> _Exercise description_
Please count the lines in the listing below where the word "TypeScript" appears. Give the number only.

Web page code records
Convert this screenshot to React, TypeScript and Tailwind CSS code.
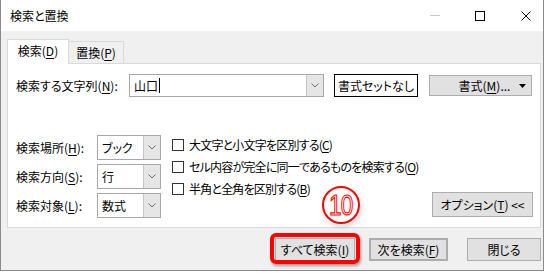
import React from "react";

function U({ c }: { c: string }) {
  return <span className="underline underline-offset-[2px] decoration-1">{c}</span>;
}

function Chevron() {
  return (
    <svg width="8" height="5" viewBox="0 0 8 5" className="block">
      <polyline points="0.5,0.5 4,4 7.5,0.5" fill="none" stroke="#707070" strokeWidth="1" />
    </svg>
  );
}

function Select({ value }: { value: string }) {
  return (
    <div className="flex h-[25px] w-[64px] border border-[#a8a8a8] bg-white">
      <div className="flex flex-1 items-center pl-[4px]">{value}</div>
      <div className="flex w-[17px] items-center justify-center border-l border-[#c4c4c4] bg-[#e6e6e6]">
        <Chevron />
      </div>
    </div>
  );
}

function Check({ children }: { children: React.ReactNode }) {
  return (
    <div className="flex h-[22px] items-center whitespace-nowrap">
      <div className="h-[12px] w-[12px] shrink-0 border border-[#333] bg-white" />
      <span className="ml-[5px] tracking-[-0.8px]">{children}</span>
    </div>
  );
}

function Btn({ w, h = "h-[23px]", children, cls = "" }: { w: string; h?: string; children: React.ReactNode; cls?: string }) {
  return (
    <div className={`flex shrink-0 items-center justify-center whitespace-nowrap border border-[#adadad] bg-[#e1e1e1] ${w} ${h} ${cls}`}>
      {children}
    </div>
  );
}

export default function App() {
  return (
    <div className="relative h-[273px] w-[549px] overflow-hidden bg-white font-['Noto_Sans_CJK_JP','Noto_Sans',sans-serif] text-[12px] leading-none text-black [font-feature-settings:'palt']">
      <div className="flex h-[271px] w-[544px] flex-col border-x border-b border-[#8a8a8a] bg-[#f0f0f0]">
        {/* title bar */}
        <div className="flex h-[31px] items-center bg-white">
          <span className="pl-[9px]">検索と置換</span>
          <div className="ml-auto flex items-center pr-[12px]">
            <div className="h-px w-[10px] bg-[#c8c8c8]" />
            <div className="ml-[35px] h-[10px] w-[10px] border border-black" />
            <svg width="10" height="10" viewBox="0 0 10 10" className="ml-[36px] block">
              <path d="M0.5 0.5 L9.5 9.5 M9.5 0.5 L0.5 9.5" stroke="#000" strokeWidth="1" />
            </svg>
          </div>
        </div>

        <div className="flex flex-col pl-[6px] pt-[8px]">
          {/* tabs */}
          <div className="flex h-[24px] items-end">
            <div className="relative z-10 -mb-px flex h-[25px] w-[62px] items-center justify-center border border-b-0 border-[#d9d9d9] bg-white pb-[2px]">
              検索(<U c="D" />)
            </div>
            <div className="flex h-[22px] w-[55px] items-center justify-center border border-b-0 border-l-0 border-[#d9d9d9] bg-[#f0f0f0]">
              置換(<U c="P" />)
            </div>
          </div>

          {/* panel */}
          <div className="flex h-[165px] w-[534px] flex-col border border-[#d9d9d9] bg-white pb-[9px] pl-[8px] pr-[7px] pt-[10px]">
            <div className="flex h-[23px] items-center">
              <div className="w-[113px] whitespace-nowrap">
                検索する文字列(<U c="N" />):
              </div>
              <div className="flex h-[23px] w-[195px] border border-[#a8a8a8] bg-white">
                <div className="flex flex-1 items-center pl-[4px]">
                  山口<span className="ml-px h-[15px] w-px bg-black" />
                </div>
                <div className="flex w-[17px] items-center justify-center border-l border-[#c4c4c4] bg-[#e6e6e6]">
                  <Chevron />
                </div>
              </div>
              <div className="ml-[10px] flex h-[23px] w-[84px] items-center justify-center whitespace-nowrap border border-black bg-white">
                書式セットなし
              </div>
              <Btn w="w-[103px] ml-[11px]" h="h-[21px]" cls="relative">
                <span className="pl-[8px]">
                  書式(<U c="M" />)...
                </span>
                <svg width="7" height="4" viewBox="0 0 7 4" className="absolute right-[5px] top-[8px] block">
                  <polygon points="0,0 7,0 3.5,4" fill="#000" />
                </svg>
              </Btn>
            </div>

            <div className="mt-[38px] flex h-[83px]">
              <div className="flex shrink-0 flex-col gap-[4px]">
                <div className="flex items-center">
                  <div className="w-[81px] whitespace-nowrap">
                    検索場所(<U c="H" />):
                  </div>
                  <Select value="ブック" />
                </div>
                <div className="flex items-center">
                  <div className="w-[81px] whitespace-nowrap">
                    検索方向(<U c="S" />):
                  </div>
                  <Select value="行" />
                </div>
                <div className="flex items-center">
                  <div className="w-[81px] whitespace-nowrap">
                    検索対象(<U c="L" />):
                  </div>
                  <Select value="数式" />
                </div>
              </div>
              <div className="-mt-px ml-[11px] flex shrink-0 flex-col">
                <Check>
                  大文字と小文字を区別する(<U c="C" />)
                </Check>
                <Check>
                  セル内容が完全に同一であるものを検索する(<U c="O" />)
                </Check>
                <Check>
                  半角と全角を区別する(<U c="B" />)
                </Check>
              </div>
              <Btn w="w-[101px] ml-auto self-end mb-px" h="h-[25px]">
                オプション(<U c="T" />) &lt;&lt;
              </Btn>
            </div>
          </div>
        </div>

        {/* bottom buttons */}
        <div className="mt-[10px] flex justify-end pr-[2px]">
          <div className="relative">
            <Btn w="w-[80px]">
              すべて検索(<U c="I" />)
            </Btn>
            <div className="absolute -bottom-[3px] -left-[5px] -right-[5px] -top-[5px] rounded-[6px] border-4 border-[#ff0000] shadow-[1px_2px_3px_rgba(0,0,0,0.35)]" />
          </div>
          <Btn w="w-[79px] ml-[14px]" cls="border-2 border-[#0078d7]">
            次を検索(<U c="F" />)
          </Btn>
          <Btn w="w-[74px] ml-[19px]">閉じる</Btn>
        </div>
      </div>

      {/* step marker */}
      <div className="absolute left-[322px] top-[186px] flex h-[38px] w-[38px] items-center justify-center rounded-full border-[2.5px] border-[#ff0000] bg-white shadow-[0_0_3px_2px_rgba(255,255,255,0.9),1px_2px_4px_rgba(0,0,0,0.35)]">
        <span className="scale-x-[0.75] font-['Liberation_Sans',sans-serif] text-[30px] font-normal tracking-[-1px] text-white [-webkit-text-stroke:1.2px_#ff0000]">
          10
        </span>
      </div>
    </div>
  );
}
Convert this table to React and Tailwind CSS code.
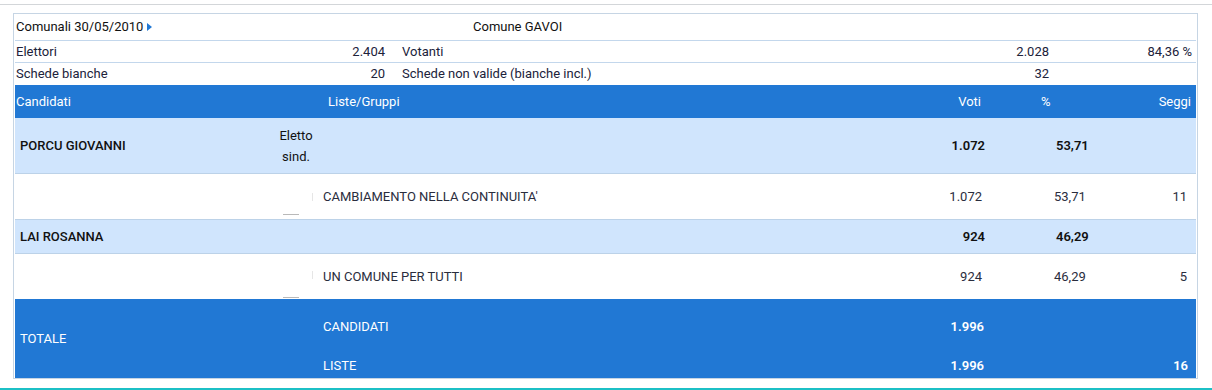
export default function App() {
  const font = { fontFamily: "Roboto, 'Liberation Sans', sans-serif" };

  return (
    <div className="w-[1212px] h-[390px] bg-white text-[13px] text-[#20223a] overflow-hidden" style={font}>
      <div className="pt-[4px]">
        <div className="border-t border-[#d3d6d9]" />
      </div>
      <div className="ml-[13px] mt-[8px] w-[1185px] border border-[#c6d5e4] pl-px pr-[1px]">
        {/* riepilogo */}
        <div className="flex h-[27px] items-center border-b border-[#c3d7ec] text-[#111]">
          <div className="w-[458px] pl-[1px] flex items-center gap-[4px]">
            Comunali 30/05/2010
            <span className="w-0 h-0 border-y-[4px] border-y-transparent border-l-[5px] border-l-[#2178d4]" />
          </div>
          <div>Comune GAVOI</div>
        </div>
        <div className="flex h-[22px] items-center border-b border-[#c3d7ec]">
          <div className="w-[310px] pl-[1px]">Elettori</div>
          <div className="w-[60px] text-right">2.404</div>
          <div className="w-[17px]" />
          <div className="w-[647px] flex justify-between">
            <span>Votanti</span>
            <span>2.028</span>
          </div>
          <div className="flex-1 text-right pr-[4px]">84,36 %</div>
        </div>
        <div className="flex h-[22px] items-center">
          <div className="w-[310px] pl-[1px]">Schede bianche</div>
          <div className="w-[60px] text-right">20</div>
          <div className="w-[17px]" />
          <div className="w-[647px] flex justify-between">
            <span>Schede non valide (bianche incl.)</span>
            <span>32</span>
          </div>
          <div className="flex-1" />
        </div>

        {/* tabella */}
        <div className="flex h-[33px] items-center bg-[#2178d4] text-white">
          <div className="w-[313px] pl-[1px]">Candidati</div>
          <div className="flex-1">Liste/Gruppi</div>
          <div className="w-[55px] text-right pr-[4px]">Voti</div>
          <div className="w-[116px] pl-[56px]">%</div>
          <div className="w-[95px] text-right pr-[5px]">Seggi</div>
        </div>

        <div className="flex h-[56px] items-center bg-[#d0e5fd] border-b border-[#bcd2e8] text-[#111]">
          <div className="w-[260px] pl-[5px] font-medium">PORCU GIOVANNI</div>
          <div className="w-[42px] text-center leading-[21px]">
            Eletto
            <br />
            sind.
          </div>
          <div className="flex-1" />
          <div className="w-[55px] text-right pr-0 font-semibold">1.072</div>
          <div className="w-[116px] pl-[71px] font-semibold">53,71</div>
          <div className="w-[95px]" />
        </div>

        <div className="flex h-[46px] items-center border-b border-[#bcd2e8] text-[#2a2d3d]">
          <div className="w-[260px]" />
          <div className="w-[42px] h-full relative">
            <span className="absolute right-[4px] top-[19px] w-px h-[8px] bg-[#e6e6e6]" />
            <span className="absolute left-[8px] bottom-[4px] w-[16px] h-px bg-[#b9b9b9]" />
          </div>
          <div className="flex-1 pl-[6px]">CAMBIAMENTO NELLA CONTINUITA'</div>
          <div className="w-[55px] text-right pr-[3px]">1.072</div>
          <div className="w-[116px] pl-[69px]">53,71</div>
          <div className="w-[95px] text-right pr-[9px]">11</div>
        </div>

        <div className="flex h-[34px] items-center bg-[#d0e5fd] border-b border-[#bcd2e8] text-[#111]">
          <div className="w-[260px] pl-[5px] font-medium">LAI ROSANNA</div>
          <div className="w-[42px]" />
          <div className="flex-1" />
          <div className="w-[55px] text-right pr-0 font-semibold">924</div>
          <div className="w-[116px] pl-[71px] font-semibold">46,29</div>
          <div className="w-[95px]" />
        </div>

        <div className="flex h-[45px] items-center text-[#2a2d3d]">
          <div className="w-[260px]" />
          <div className="w-[42px] h-full relative">
            <span className="absolute right-[4px] top-[17px] w-px h-[8px] bg-[#e6e6e6]" />
            <span className="absolute left-[8px] bottom-[1px] w-[16px] h-px bg-[#b9b9b9]" />
          </div>
          <div className="flex-1 pl-[6px]">UN COMUNE PER TUTTI</div>
          <div className="w-[55px] text-right pr-[3px]">924</div>
          <div className="w-[116px] pl-[69px]">46,29</div>
          <div className="w-[95px] text-right pr-[9px]">5</div>
        </div>

        <div className="flex h-[79px] bg-[#2178d4] text-white">
          <div className="w-[302px] pl-[5px] flex items-center">TOTALE</div>
          <div className="flex-1 flex flex-col justify-between pl-[6px] pt-[18px] pb-[3px]">
            <span>CANDIDATI</span>
            <span>LISTE</span>
          </div>
          <div className="w-[55px] flex flex-col justify-between items-end pr-[1px] pt-[18px] pb-[3px] font-semibold">
            <span>1.996</span>
            <span>1.996</span>
          </div>
          <div className="w-[116px]" />
          <div className="w-[95px] flex flex-col justify-end items-end pr-[8px] pb-[3px] font-semibold">
            <span>16</span>
          </div>
        </div>
      </div>
      <div className="mt-[9px] h-[2px] bg-[#1cc0c6]" />
    </div>
  );
}
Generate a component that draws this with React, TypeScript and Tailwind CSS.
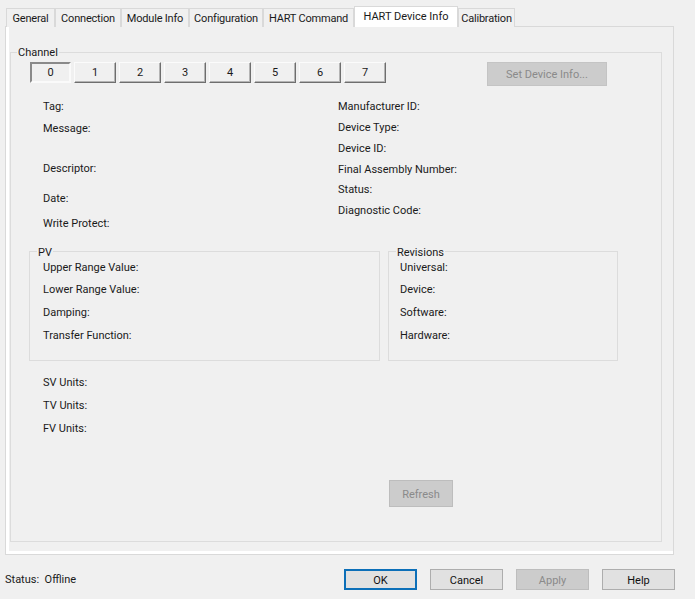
const tabs = [
  { label: "General", w: "w-[49px]" },
  { label: "Connection", w: "w-[66px]" },
  { label: "Module Info", w: "w-[68px]" },
  { label: "Configuration", w: "w-[74px]" },
  { label: "HART Command", w: "w-[91px]" },
]

function Row({ label, className = "" }: { label: string; className?: string }) {
  return <div className={`h-[14px] leading-[16px] whitespace-nowrap ${className}`}>{label}</div>
}

function ChannelButton({ label, active }: { label: string; active?: boolean }) {
  if (active) {
    return (
      <button className="w-[41px] h-[21px] mr-[3px] pt-px bg-[#f0f0f0] border-2 border-t-[#8a8a8a] border-l-[#8a8a8a] border-r-[#fafafa] border-b-[#fafafa] text-center leading-[16px]">
        {label}
      </button>
    )
  }
  return (
    <button className="w-[42px] h-[21px] mr-[3px] pt-px bg-[#f0f0f0] border border-t-[#fbfbfb] border-l-[#fbfbfb] border-r-[#6e6e6e] border-b-[#6e6e6e] shadow-[inset_-1px_-1px_0_#b4b4b4] text-center leading-[18px]">
      {label}
    </button>
  )
}

function DialogButton({ label, disabled, primary }: { label: string; disabled?: boolean; primary?: boolean }) {
  const look = primary
    ? "border-2 border-[#0c6fb8] bg-[#e1e1e1] text-[#111]"
    : disabled
      ? "border border-[#bdbdbd] bg-[#cccccc] text-[#8a8a8a]"
      : "border border-[#adadad] bg-[#e1e1e1] text-[#111]"
  return <button className={`w-[73px] h-[21px] pt-px ${look} text-center leading-none`}>{label}</button>
}

export default function App() {
  return (
    <div
      className="w-[695px] h-[599px] bg-[#f0f0f0] text-[11px] text-[#1a1a1a] overflow-hidden pt-[6px]"
      style={{ fontFamily: 'Roboto, "Liberation Sans", Arial, sans-serif' }}
    >
      {/* tab strip */}
      <div className="flex items-end h-[21px] pl-[6px] relative z-10">
        {tabs.map((t) => (
          <div
            key={t.label}
            className={`${t.w} h-[19px] pt-[3px] border border-b-0 border-[#d9d9d9] bg-[#f0f0f0] flex items-center justify-center whitespace-nowrap tracking-[-0.2px]`}
          >
            {t.label}
          </div>
        ))}
        <div className="w-[104px] h-[21px] bg-white border border-b-0 border-[#d9d9d9] flex items-center justify-center whitespace-nowrap">
          HART Device Info
        </div>
        <div className="w-[57px] h-[19px] pt-[3px] border border-b-0 border-[#d9d9d9] bg-[#f0f0f0] flex items-center justify-center whitespace-nowrap tracking-[-0.2px]">
          Calibration
        </div>
      </div>

      {/* page */}
      <div className="ml-[5px] w-[669px] h-[529px] -mt-px border border-[#d9d9d9] bg-[#f0f0f0] shadow-[inset_0_-3px_0_#fff,inset_3px_0_0_#fff] pt-[25px] pl-[4px]">
        <div className="relative w-[652px] h-[490px] border border-[#dcdcdc] pt-[9px] pl-[19px]">
          <span className="absolute left-[6px] -top-[7px] bg-[#f0f0f0] px-px leading-[14px]">Channel</span>

          <div className="flex items-start">
            {["0", "1", "2", "3", "4", "5", "6", "7"].map((c, i) => (
              <ChannelButton key={c} label={c} active={i === 0} />
            ))}
            <button className="ml-[98px] w-[120px] h-[24px] pt-px bg-[#cccccc] border border-[#c4c4c4] text-[#8a8a8a] text-center leading-none">
              Set Device Info...
            </button>
          </div>

          <div className="flex mt-[13px] pl-[13px]">
            <div className="w-[295px]">
              <Row label="Tag:" />
              <Row label="Message:" className="mt-[8px]" />
              <Row label="Descriptor:" className="mt-[26px]" />
              <Row label="Date:" className="mt-[16px]" />
              <Row label="Write Protect:" className="mt-[11px]" />
            </div>
            <div>
              <Row label="Manufacturer ID:" />
              <Row label="Device Type:" className="mt-[7px]" />
              <Row label="Device ID:" className="mt-[7px]" />
              <Row label="Final Assembly Number:" className="mt-[7px]" />
              <Row label="Status:" className="mt-[6px]" />
              <Row label="Diagnostic Code:" className="mt-[7px]" />
            </div>
          </div>

          <div className="flex mt-[21px] -ml-px">
            <div className="relative w-[351px] h-[110px] border border-[#dcdcdc] pl-[13px] pt-[8px]">
              <span className="absolute left-[7px] -top-[6px] bg-[#f0f0f0] px-px leading-[14px]">PV</span>
              <Row label="Upper Range Value:" />
              <Row label="Lower Range Value:" className="mt-[8px]" />
              <Row label="Damping:" className="mt-[9px]" />
              <Row label="Transfer Function:" className="mt-[9px]" />
            </div>
            <div className="relative ml-[8px] w-[230px] h-[110px] border border-[#dcdcdc] pl-[11px] pt-[8px]">
              <span className="absolute left-[7px] -top-[6px] bg-[#f0f0f0] px-px leading-[14px]">Revisions</span>
              <Row label="Universal:" />
              <Row label="Device:" className="mt-[8px]" />
              <Row label="Software:" className="mt-[9px]" />
              <Row label="Hardware:" className="mt-[9px]" />
            </div>
          </div>

          <div className="pl-[13px] mt-[14px]">
            <Row label="SV Units:" />
            <Row label="TV Units:" className="mt-[9px]" />
            <Row label="FV Units:" className="mt-[9px]" />
          </div>

          <button className="block ml-[359px] mt-[45px] w-[64px] h-[27px] pt-px bg-[#cccccc] border border-[#bdbdbd] text-[#8a8a8a] text-center leading-none">
            Refresh
          </button>
        </div>
      </div>

      {/* footer */}
      <div className="flex items-center mt-[14px] pl-[5px] h-[21px]">
        <div className="w-[339px] whitespace-nowrap pt-[2px]">Status:&nbsp; Offline</div>
        <div className="flex gap-[13px]">
          <DialogButton label="OK" primary />
          <DialogButton label="Cancel" />
          <DialogButton label="Apply" disabled />
          <DialogButton label="Help" />
        </div>
      </div>
    </div>
  )
}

> _Output for this exercise_
2